Geçtiği yerlerdeki evsel ve endüstriyel atık sular arıtılmaksızın Ergene nehrine deşarj edilmektedir. Nehir dördüncü derecede kirli, hiçbir amaç için kullanılamaz suyu ile sanayinin kanalizasyonu haline gelmiştir.
2014-2015 yıllarında ihale edilen Ergene1 OSB, Ergene2 OSB, Çorlu1 OSB, Velimeşe OSB ve Muratlı OSB’nin arıtma tesislerinden sadece Muratlı bitmiş ve devreye alınmıştır. Diğerlerinin de bir an önce bitirilip devreye alınmasını istiyoruz. Derin Deniz Deşarj Projesi de tamamlandığında Ergene nehrinin bu zehirlenmeden kurtularak temizlenmeye başlayacağını umut ediyoruz.
Diğer taraftan Ergeneye deşarj edilen suların tamamı yeraltından çekilmektedir. Hem evlerde kullandığımız içme ve kullanma suları hem de sanayinin kullandığı sular yeraltından temin ediliyor. Bilim insanları 30 yıl önce 70-80 metreden su çekerken şimdi 400 metreye inildiğini; Trakya’da yer altı sularının %85 inin tükendiğini söylüyorlar ve yakında çökmeler olacağını belirtiyorlar.
Yer altı sularının böyle hoyratça kullanımından vazgeçilmeli, zor günler için rezerv olarak saklanmalı, yüzey sularının kullanımına yönelinmelidir.
Suyumuza sahip çıkmak için Devlet ve Yerel Yönetimlerdeki tüm yetkililere sesleniyor ve önerilerimizi dile getiriyoruz:
– Sanayinin bedelsiz kullandığı yer altı sularına mutlaka bedel konulmalıdır.
– Yapılan arıtma sistemlerinin tümü biyolojik arıtmadır, kimyasal arıtma sistemleri de kurulmalıdır.
– Sadece sanayi için değil, yerleşim yerleri için de Yerel Yönetimler tarafından arıtma tesisleri kurulmalıdır.
– Arıtılan suların tamamı deşarj edilmemeli, mutlaka bir kısmı geri kazanılarak kullanılmalıdır.
– Düşen yağışın biriktirileceği göletler inşa edilmeli, buralardan yapılacak iletim ve dağıtım kapalı sistemlerle sağlanmalıdır.
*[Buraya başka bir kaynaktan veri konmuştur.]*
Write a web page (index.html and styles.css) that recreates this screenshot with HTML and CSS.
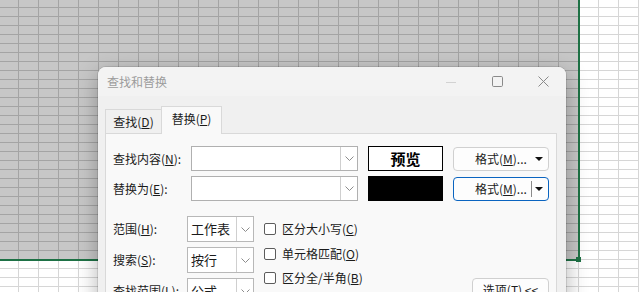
FILE: index.html
```html
<!DOCTYPE html>
<html lang="zh">
<head>
<meta charset="utf-8">
<link rel="stylesheet" href="styles.css">
</head>
<body>
<div class="sel"></div>
<div class="handle"></div>
<div class="dialog">
  <div class="titlebar">
    <span class="title">查找和替换</span>
    <div class="winctl">
      <span class="wbtn"><svg width="10" height="10" viewBox="0 0 10 10"><line x1="0" y1="5.5" x2="10" y2="5.5" stroke="#d2d2d2" stroke-width="1"/></svg></span>
      <span class="wbtn"><svg width="11" height="11" viewBox="0 0 11 11"><rect x="0.5" y="0.5" width="10" height="10" rx="1.2" fill="none" stroke="#8a8a8a" stroke-width="1"/></svg></span>
      <span class="wbtn"><svg width="11" height="11" viewBox="0 0 11 11"><path d="M0.5 0.5 L10.5 10.5 M10.5 0.5 L0.5 10.5" stroke="#8a8a8a" stroke-width="1"/></svg></span>
    </div>
  </div>
  <div class="dbody">
    <div class="tabs">
      <div class="tab">查找(<u>D</u>)</div>
      <div class="tab active">替换(<u>P</u>)</div>
    </div>
    <div class="panel">
      <div class="frow">
        <label class="flabel">查找内容(<u>N</u>):</label>
        <div class="combo"><span class="ctext"></span><span class="cbtn"><svg width="9" height="5" viewBox="0 0 9 5"><path d="M0.5 0.5 L4.5 4.5 L8.5 0.5" fill="none" stroke="#8c8c8c"/></svg></span></div>
        <div class="preview">预览</div>
        <div class="fmt"><span class="fmttext">格式(<u>M</u>)...</span><span class="fmtarrow"><svg width="8" height="4" viewBox="0 0 8 4"><path d="M0 0 H8 L4 4 Z" fill="#111"/></svg></span></div>
      </div>
      <div class="frow">
        <label class="flabel">替换为(<u>E</u>):</label>
        <div class="combo"><span class="ctext"></span><span class="cbtn"><svg width="9" height="5" viewBox="0 0 9 5"><path d="M0.5 0.5 L4.5 4.5 L8.5 0.5" fill="none" stroke="#8c8c8c"/></svg></span></div>
        <div class="preview black"></div>
        <div class="fmt focus"><span class="fmttext">格式(<u>M</u>)...</span><span class="fmtsep"></span><span class="fmtarrow"><svg width="8" height="4" viewBox="0 0 8 4"><path d="M0 0 H8 L4 4 Z" fill="#111"/></svg></span></div>
      </div>
      <div class="opts">
        <div class="selects">
          <div class="srow">
            <label class="slabel">范围(<u>H</u>):</label>
            <div class="select"><span class="stext">工作表</span><span class="sbtn"><svg width="9" height="5" viewBox="0 0 9 5"><path d="M0.5 0.5 L4.5 4.5 L8.5 0.5" fill="none" stroke="#8c8c8c"/></svg></span></div>
          </div>
          <div class="srow">
            <label class="slabel">搜索(<u>S</u>):</label>
            <div class="select"><span class="stext">按行</span><span class="sbtn"><svg width="9" height="5" viewBox="0 0 9 5"><path d="M0.5 0.5 L4.5 4.5 L8.5 0.5" fill="none" stroke="#8c8c8c"/></svg></span></div>
          </div>
          <div class="srow">
            <label class="slabel">查找范围(<u>L</u>):</label>
            <div class="select"><span class="stext">公式</span><span class="sbtn"><svg width="9" height="5" viewBox="0 0 9 5"><path d="M0.5 0.5 L4.5 4.5 L8.5 0.5" fill="none" stroke="#8c8c8c"/></svg></span></div>
          </div>
        </div>
        <div class="checks">
          <div class="chk"><span class="box"></span><span>区分大小写(<u>C</u>)</span></div>
          <div class="chk"><span class="box"></span><span>单元格匹配(<u>O</u>)</span></div>
          <div class="chk"><span class="box"></span><span>区分全/半角(<u>B</u>)</span></div>
        </div>
        <div class="optcol">
          <div class="optbtn">选项(<u>T</u>) &lt;&lt;</div>
        </div>
      </div>
    </div>
  </div>
</div>
</body>
</html>
```
FILE: styles.css
```css
html, body {
  margin: 0;
  padding: 0;
}
body {
  width: 639px;
  height: 292px;
  overflow: hidden;
  position: relative;
  font-family: "Noto Sans CJK SC", "Noto Sans", sans-serif;
  font-size: 12px;
  color: #1b1b1b;
  background-color: #ffffff;
  background-image:
    linear-gradient(90deg, #d6d6d6 1px, transparent 1px),
    linear-gradient(180deg, #d6d6d6 1px, transparent 1px);
  background-size: 20px 9px;
  background-position: 18px 7px;
}
u { text-decoration: underline; text-underline-offset: 1px; }

.sel {
  position: absolute;
  left: 0;
  top: 0;
  width: 580px;
  height: 261px;
  box-sizing: border-box;
  border-right: 2px solid #1e7145;
  border-bottom: 2px solid #1e7145;
  background-color: #c7c7c7;
  background-image:
    linear-gradient(90deg, #a4a4a4 1px, transparent 1px),
    linear-gradient(180deg, #a4a4a4 1px, transparent 1px);
  background-size: 20px 9px;
  background-position: 18px 7px;
}
.handle {
  position: absolute;
  left: 576px;
  top: 257px;
  width: 5px;
  height: 5px;
  background: #1e7145;
}

.dialog {
  position: absolute;
  left: 98px;
  top: 67px;
  width: 468px;
  height: 250px;
  background: #f0f0f0;
  border-radius: 8px 8px 0 0;
  box-shadow: 0 0 0 1px rgba(0,0,0,0.10), 0 6px 22px rgba(0,0,0,0.30);
  display: flex;
  flex-direction: column;
  overflow: hidden;
}
.titlebar {
  height: 29px;
  flex: none;
  background: #f3f3f3;
  display: flex;
  align-items: center;
  padding-left: 9px;
}
.title {
  color: #9c9c9c;
  font-size: 12px;
  line-height: 16px;
  flex: 1;
}
.winctl {
  display: flex;
  height: 100%;
}
.wbtn {
  width: 46px;
  display: flex;
  align-items: center;
  justify-content: center;
}
.wbtn svg { display: block; }

.dbody {
  flex: 1;
  padding: 10px 9px 0 7px;
  display: flex;
  flex-direction: column;
}
.tabs {
  display: flex;
  align-items: flex-end;
  height: 27px;
  flex: none;
}
.tab {
  height: 24px;
  width: 57px;
  box-sizing: border-box;
  border: 1px solid #d9d9d9;
  border-bottom: none;
  display: flex;
  align-items: center;
  justify-content: center;
  line-height: 16px;
  background: #f0f0f0;
}
.tab.active {
  height: 28px;
  width: 61px;
  margin-left: -1px;
  margin-bottom: -1px;
  padding-bottom: 3px;
  background: #f9f9f9;
  position: relative;
  z-index: 1;
}
.panel {
  flex: 1;
  background: #f9f9f9;
  border: 1px solid #d9d9d9;
  border-bottom: none;
  padding: 12px 7px 0 7px;
  display: flex;
  flex-direction: column;
  gap: 5px;
}
.frow {
  display: flex;
  align-items: center;
  height: 25px;
}
.flabel {
  width: 78px;
  line-height: 16px;
}
.combo {
  width: 167px;
  height: 25px;
  box-sizing: border-box;
  border: 1px solid #b0b0b0;
  background: #fff;
  display: flex;
}
.ctext { flex: 1; }
.cbtn {
  width: 16px;
  border-left: 1px solid #cfcfcf;
  display: flex;
  align-items: center;
  justify-content: center;
}
.cbtn svg, .sbtn svg { display: block; }
.preview {
  margin-left: 10px;
  width: 75px;
  height: 25px;
  box-sizing: border-box;
  border: 1px solid #000;
  background: #fff;
  display: flex;
  align-items: center;
  justify-content: center;
  font-weight: bold;
  font-size: 15px;
  line-height: 18px;
  color: #000;
}
.preview.black { background: #000; }
.fmt {
  margin-left: 10px;
  width: 96px;
  height: 24px;
  box-sizing: border-box;
  border: 1px solid #d0d0d0;
  border-radius: 4px;
  background: #fdfdfd;
  display: flex;
  align-items: center;
  padding-left: 21px;
  padding-right: 4px;
}
.fmt.focus {
  border-color: #0a64c0;
}
.fmttext {
  flex: 1;
  line-height: 16px;
}
.fmtsep {
  width: 1px;
  height: 16px;
  background: #8a8a8a;
  margin-right: 1px;
}
.fmtarrow {
  width: 11px;
  display: flex;
  justify-content: center;
}
.fmtarrow svg { display: block; }

.opts {
  display: flex;
  margin-top: 10px;
}
.selects {
  display: flex;
  flex-direction: column;
  gap: 5px;
}
.srow {
  display: flex;
  align-items: center;
  height: 26px;
}
.slabel {
  width: 74px;
  line-height: 16px;
  white-space: nowrap;
}
.select {
  width: 67px;
  height: 26px;
  box-sizing: border-box;
  border: 1px solid #b8b8b8;
  background: #fff;
  display: flex;
}
.stext {
  flex: 1;
  padding-left: 3px;
  font-size: 13px;
  line-height: 24px;
}
.sbtn {
  width: 16px;
  border-left: 1px solid #cfcfcf;
  display: flex;
  align-items: center;
  justify-content: center;
}
.checks {
  margin-left: 10px;
  padding-top: 3px;
  display: flex;
  flex-direction: column;
  gap: 4.5px;
}
.chk {
  display: flex;
  align-items: center;
  height: 20px;
  gap: 6px;
  line-height: 16px;
  white-space: nowrap;
}
.box {
  width: 12px;
  height: 12px;
  box-sizing: border-box;
  border: 1px solid #5c5c5c;
  border-radius: 2px;
  background: #fff;
}
.optcol {
  flex: 1;
  display: flex;
  justify-content: flex-end;
  align-items: flex-start;
  padding-top: 62px;
}
.optbtn {
  width: 77px;
  height: 24px;
  box-sizing: border-box;
  border: 1px solid #d0d0d0;
  border-radius: 4px;
  background: #fdfdfd;
  display: flex;
  align-items: center;
  justify-content: center;
  line-height: 16px;
}
```
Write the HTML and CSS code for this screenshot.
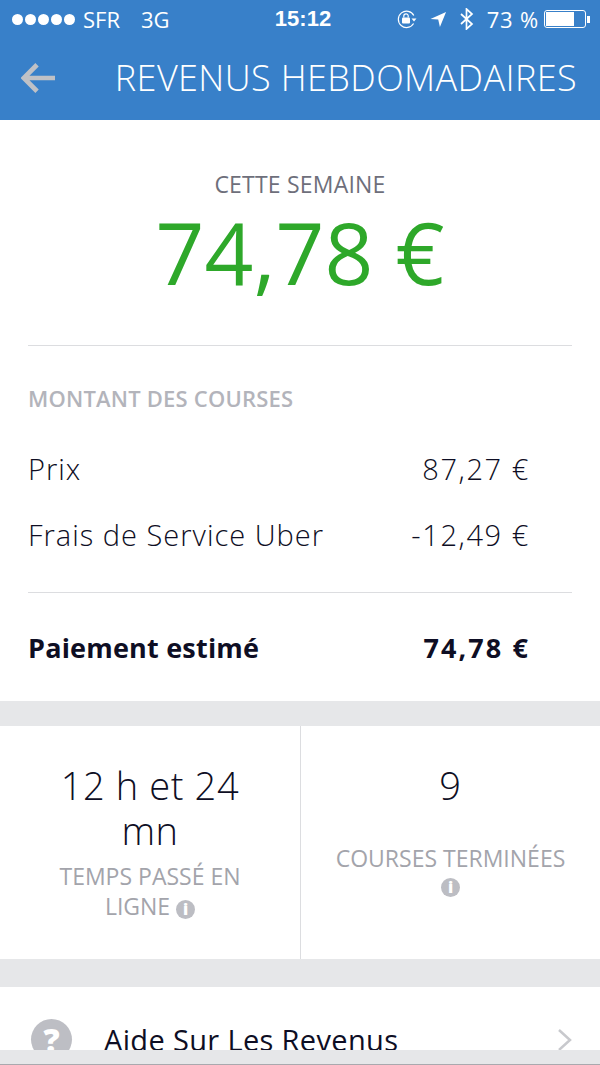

– Bölgenin su ihtiyacının yerüstü kaynaklardan karşılanması amacıyla 2014 yılında gündeme gelen Meriç ve Tunca nehirlerinden barajlarda su biriktirme projesi yeniden düşünülmelidir.
– Yağmur suyu hasadı konusunda Belediyeler hızla harekete geçmeli, “Yağmur suyu Toplama ve Kullanma Yönetmeliği”ni kabul edip en az 200 m2 taban alanı olan her yapıda yağmursuyu toplama sistemi şartını getirmelidir.
– Kamu binaları, siteler, AVMler vb. diğer büyük binalarda Gri su arıtma ve kullanma sistemleri kurularak atık suların geri kazanımı sağlanmalıdır.
Dünyada susuzluk, kuraklık, kıtlık ve açlık gibi sorunlar söz konusuyken suyu sorumsuzca israf etmenin akılcı bir açıklaması olamaz.
Dünya ve ülkemiz damlaya damlaya çöl olurken, herkesi bu gidişe dur demeye ve suyumuza sahip çıkmaya çağırıyoruz.